Elementus stands at the forefront of this new paradigm. By bridging the gap between raw blockchain data and the practical needs of compliance and risk management, Elementus serves as the source of truth that organizations can depend on. Their identity attribution technology and comprehensive analytics ensure that every transaction’s story can be told: who was involved, what the context was, and whether it poses a threat. This empowers compliance officers to make informed decisions, regulators to get the oversight they require, and traditional financial executives to engage with crypto confidently and responsibly. When you have clarity into the flow of funds, you can proactively prevent illicit finance, swiftly investigate incidents, and manage risk in real-time.

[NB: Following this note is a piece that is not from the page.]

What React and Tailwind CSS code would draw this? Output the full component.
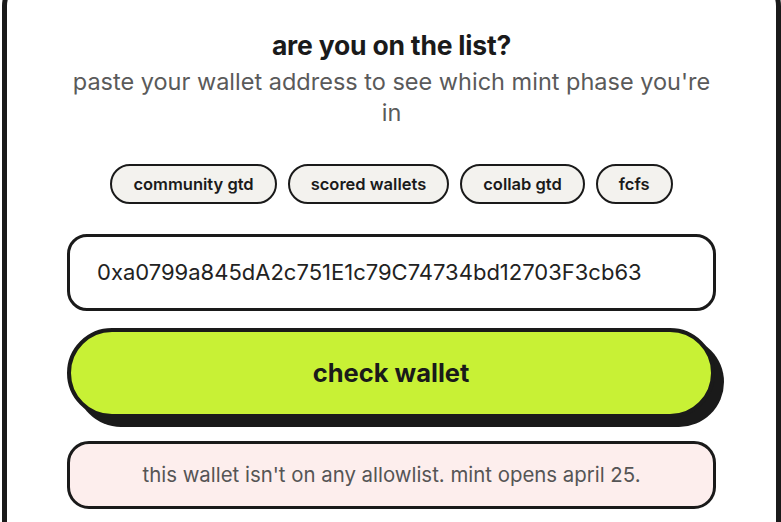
export default function App() {
  const phases = ["community gtd", "scored wallets", "collab gtd", "fcfs"];
  return (
    <div className="w-[781px] h-[522px] overflow-hidden bg-white" style={{ fontFamily: "Inter, 'Liberation Sans', sans-serif" }}>
      <div className="-mt-[24px] ml-[2px] w-[779px] h-[600px] rounded-[30px] border-[5px] border-[#1a1a1a] bg-white px-[60px] pt-[48px]">
        <h2 className="text-center text-[26.5px] leading-[32px] font-bold text-[#1a1a1a] tracking-[-0.2px]">are you on the list?</h2>
        <p className="mt-[5px] text-center text-[23.5px] leading-[31px] text-[#5a5a5a]">paste your wallet address to see which mint phase you're in</p>
        <div className="mt-[36px] flex justify-center gap-[11px]">
          {phases.map((p) => (
            <div key={p} className="h-[40px] px-[21px] flex items-center rounded-full border-[2.5px] border-[#1a1a1a] bg-[#f3f2ee] text-[16.5px] font-semibold text-[#1a1a1a]">
              {p}
            </div>
          ))}
        </div>
        <div className="mt-[30px] h-[77px] rounded-[20px] border-[3px] border-[#1a1a1a] flex items-center px-[27px] text-[22px] text-[#222]">
          0xa0799a845dA2c751E1c79C74734bd12703F3cb63
        </div>
        <div className="mt-[17px] w-[648px] h-[90px] rounded-full border-[4px] border-[#1a1a1a] bg-[#c8f135] shadow-[9px_9px_0_#1a1a1a] flex items-center justify-center text-[25.5px] font-bold text-[#1a1a1a]">
          check wallet
        </div>
        <div className="mt-[23px] h-[68px] rounded-[22px] border-[3px] border-[#1a1a1a] bg-[#fdeeed] flex items-center justify-center text-[20.4px] text-[#555]">
          this wallet isn't on any allowlist. mint opens april 25.
        </div>
      </div>
    </div>
  );
}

From KYC to KYT is indeed a journey – one that reflects the maturing of both the crypto industry and compliance practices. Those financial institutions that embrace KYT (with capable partners like Elementus) will not only better protect themselves against fraud and penalties, but will also help elevate the overall trust and legitimacy of the crypto ecosystem. In the end, the new paradigm isn’t about choosing KYC or KYT, but uniting them. KYC gives us the who, KYT gives us the what, and together (with the help of advanced blockchain intelligence) we get the full picture needed to keep the financial system safe and transparent in the digital age.